A Lock Without a Key

In people with GIST, tumors are most commonly found in the stomach and small intestine, but they may be found anywhere in or near the gastrointestinal tract. In some people, GIST can be treated with surgery alone. But when a tumor can’t be removed entirely with surgery or has spread to other parts of the body (metastasized), targeted therapies are a standard treatment.

Up to 85% of GIST tumors contain mutations in one of two genes, PDGFRA and KIT. These mutations lead to the production of aberrant KIT and PDGFRA proteins that drive the cancer, explained Heinrich. These two proteins can usually be shut down by imatinib and similar drugs, called tyrosine kinase inhibitors, that block the protein’s activity.

“The [mutant] protein acts like the powerhouse, or engine, of the cancer. When we’re able to turn those proteins off, that turns off the engine, and the cancer cells die or stop growing,” Heinrich said.

Other tyrosine kinase inhibitors used to treat GIST bind tightly to parts of the KIT or PDGFRA proteins that normally control cells’ energy intake. But a PDGFRA exon 18 mutation changes the shape of PDGFRA proteins in a way that prevents the drugs from binding to them, added Heinrich. “A PDGFR [exon 18] mutation [creates] a lock that none of our previous keys fit into,” he explained.

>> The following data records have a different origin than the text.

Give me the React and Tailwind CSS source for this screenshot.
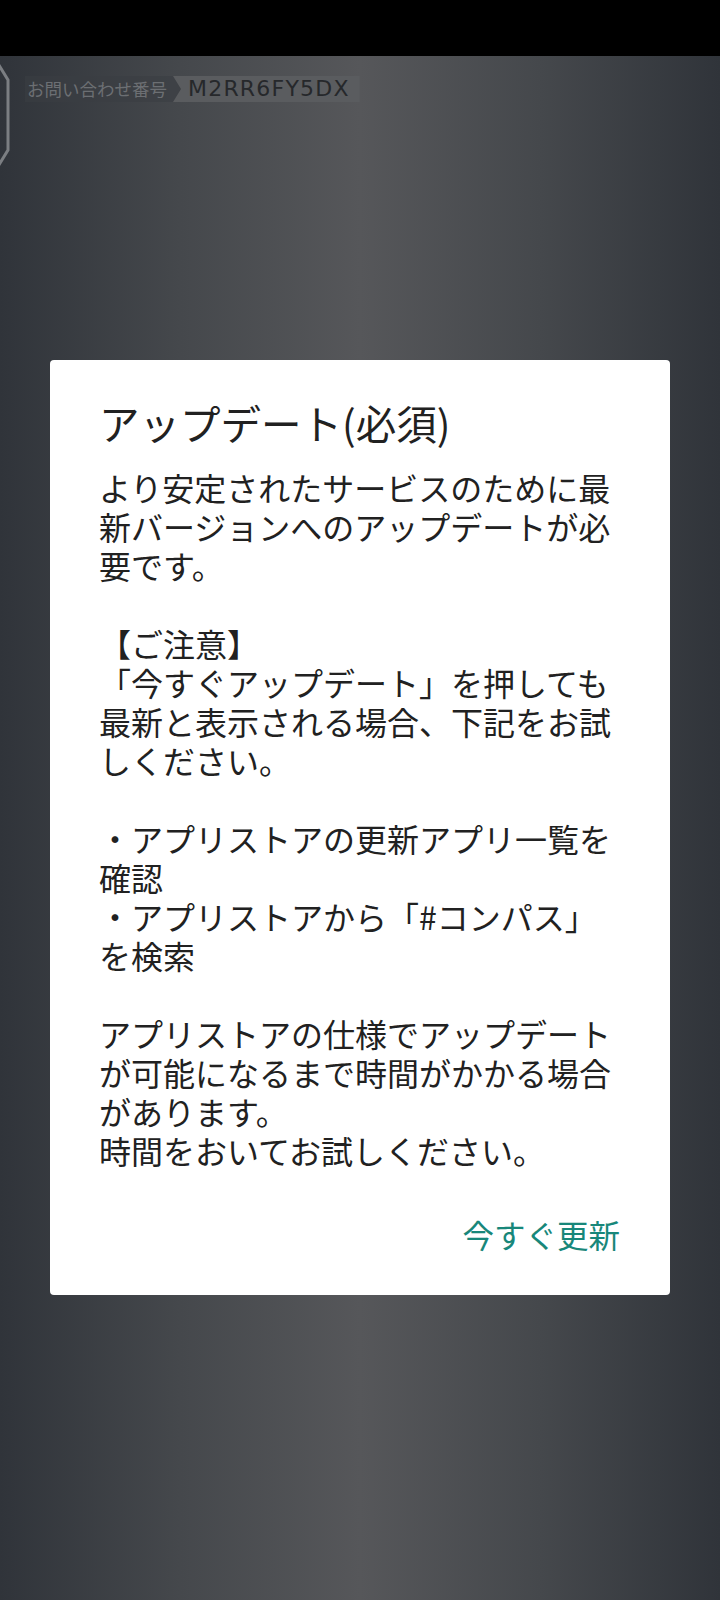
import React from "react";

const jp = "font-['Noto_Sans_CJK_JP','Noto_Sans',sans-serif]";

// 本文は改行位置を固定する
const lines = [
  "より安定されたサービスのために最",
  "新バージョンへのアップデートが必",
  "要です。",
  "",
  "【ご注意】",
  "「今すぐアップデート」を押しても",
  "最新と表示される場合、下記をお試",
  "しください。",
  "",
  "・アプリストアの更新アプリ一覧を",
  "確認",
  "・アプリストアから「#コンパス」",
  "を検索",
  "",
  "アプリストアの仕様でアップデート",
  "が可能になるまで時間がかかる場合",
  "があります。",
  "時間をおいてお試しください。",
];

function Frame() {
  return (
    <svg className="absolute left-0 top-[56px]" width="16" height="120" viewBox="0 0 16 120">
      <path d="M-3 6 L8 24 L8 94 L-3 112" fill="none" stroke="#7b7e82" strokeWidth="3" />
    </svg>
  );
}

export default function App() {
  return (
    <div className="relative w-[720px] h-[1600px] overflow-hidden bg-[linear-gradient(to_right,#30343a_0%,#45484c_25%,#56575a_50%,#45484c_75%,#30343a_100%)]">
      <div className="h-[56px] bg-black" />
      <Frame />

      {/* --- お問い合わせ番号 --- */}
      <div className="flex items-center h-[26px] mt-[20px] ml-[25px]">
        <div className={`h-full flex items-center pl-[2px] pr-[14px] bg-[#3b3e42]/60 text-[17.5px] leading-none text-[#6c6f73] ${jp}`}>
          お問い合わせ番号
        </div>
        <div className="h-full -ml-[8px] flex items-center pl-[15px] pr-[10px] bg-[#5a5c5f] [clip-path:polygon(0_0,100%_0,100%_100%,0_100%,8px_50%)]">
          <span className="font-['DejaVu_Sans',sans-serif] text-[22px] leading-none tracking-[1.2px] text-[#26282b]">
            M2RR6FY5DX
          </span>
        </div>
      </div>

      {/* --- ダイアログ --- */}
      <div className={`mt-[258px] mx-[50px] bg-white rounded-[4px] pt-[39px] pb-[37px] ${jp}`}>
        <h1 className="px-[49px] text-[40.5px] leading-[48px] text-[#212121] whitespace-nowrap">
          アップデート(必須)
        </h1>
        <div className="mt-[21px] px-[49px] text-[32px] leading-[39px] text-[#212121] whitespace-nowrap">
          {lines.map((l, i) => (
            <div key={i} className="h-[39px] flex items-center">{l}</div>
          ))}
        </div>
        <div className="flex justify-end mt-[40px] pr-[50px]">
          <button type="button" className="h-[48px] text-[31.5px] leading-[48px] text-[#18877a]">
            今すぐ更新
          </button>
        </div>
      </div>
    </div>
  );
}
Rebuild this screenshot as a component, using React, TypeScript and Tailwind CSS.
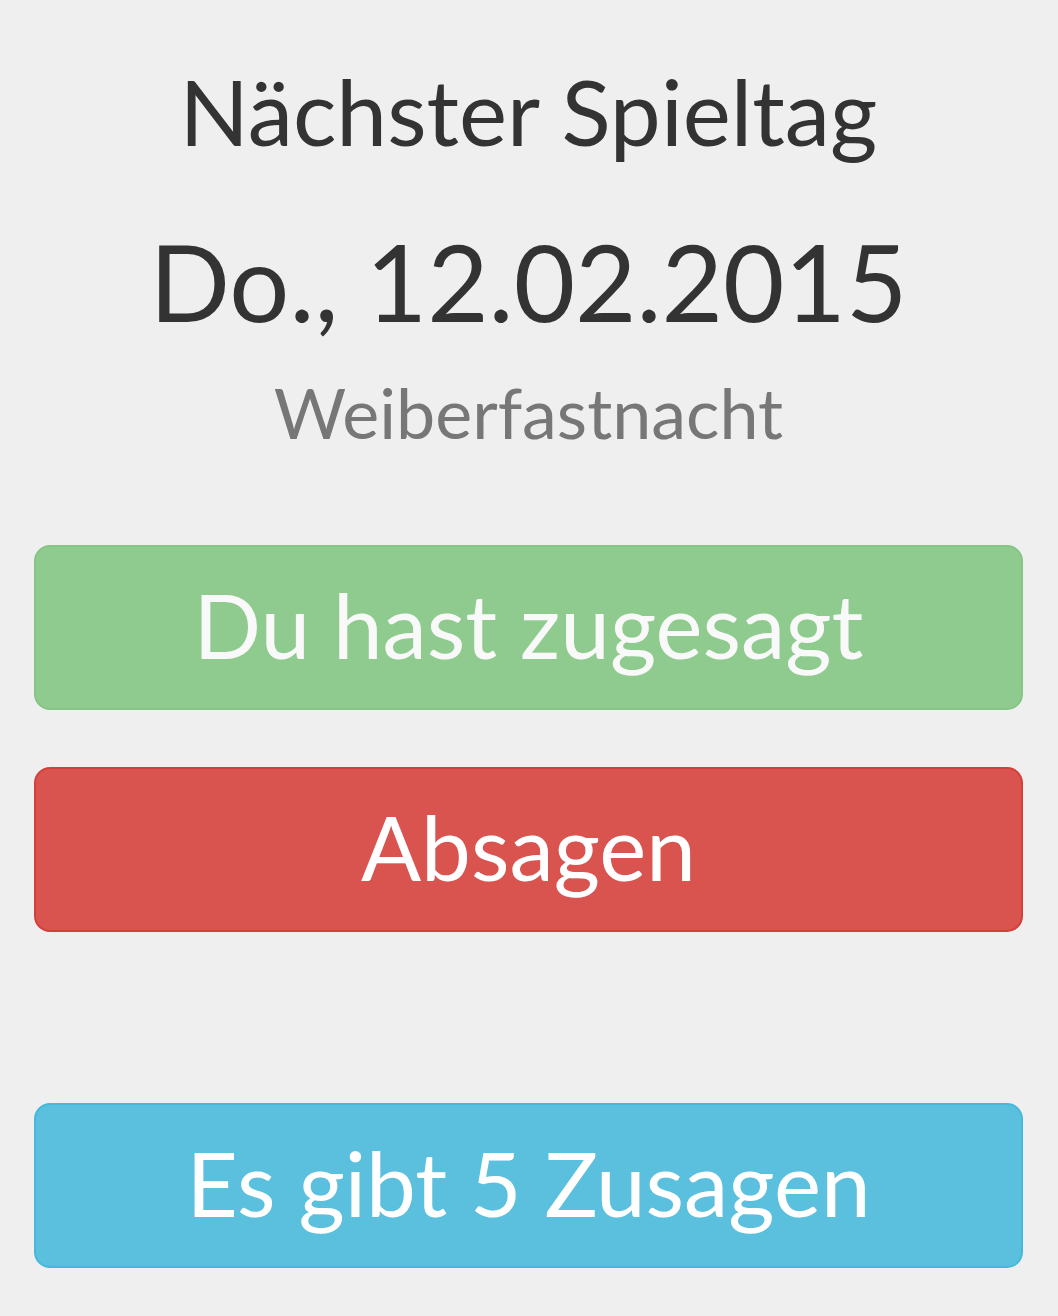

Avapritinib was chosen for development specifically based on its ability to bind to PDGFRA and KIT proteins. In laboratory studies, the drug could bind to all tested mutant PDGFRA proteins and inhibit their activity in cancer cells.


High Response, Unusual Side Effects

An early-stage trial called NAVIGATOR, which was funded by Blueprint Medicines, avapritinib’s manufacturer, included 43 people with PDGFRA exon 18 mutation-positive GIST, all but one of whom had metastatic disease.

Of these 43 participants, 34 (79%) had their tumors shrink (a partial response) and 3 (7%) experienced a complete response to treatment, meaning the tumors disappeared entirely, according to data presented at the 2019 annual meeting of the Connective Tissue Oncology Society. Another 5 (12%) had their tumors stop growing (stable disease). Only one trial participant had no response to treatment.

Most of the participants had previously received imatinib or another tyrosine kinase inhibitor. Two of the five participants who had been treated with avapritinib alone had a complete response.

The FDA approval includes the use of avapritinib as an initial, or first-line therapy. “I think the anticipation is that we wouldn’t try other things that have no chance of working, instead we would just try this,” said Heinrich.

Side effects seen during the trial included nausea, fatigue, and anemia (below-normal level of red blood cells).

More serious but less common side effects included bleeding from blood vessels in the brain, and cognitive impairment, such as memory problems and confusion. Cognitive effects “are an unusual side effect for a kinase inhibitor,” said Heinrich, “so it’s important for oncologists to be aware of it and monitor patients closely. In most patients, these symptoms can be managed with changes in dose or brief drug-free intervals.”


Next Steps

A larger, randomized clinical trial, called VOYAGER, is comparing avapritinib with regorafenib (Stivarga) in people whose GIST tumors have any KIT or PDGFRA mutation, and have progressed after treatment with at least two other tyrosine kinase inhibitors.

“KIT-mutant GIST makes up about 70% [of cases], but KIT and PDGFRA are closely related, so most drugs that hit one mutation will hit the other,” explained Heinrich. “And some of the mutations that drive resistance in KIT-mutant GIST ... are closely related to the PDGFRA mutations.”

“This [drug] could make a big impact in adult GIST,” said Glod. Unfortunately, he added, it’s not likely to be tested in pediatric GIST, as those tumors are usually driven by mutations in another family of genes called SDH.

For adults with GIST, this approval will likely increase the number of patients who undergo molecular testing of their tumors, explained Heinrich. “There are other reasons we should be doing that, but … we don’t want to miss the patients with exon 18 mutations for sure now,” he said.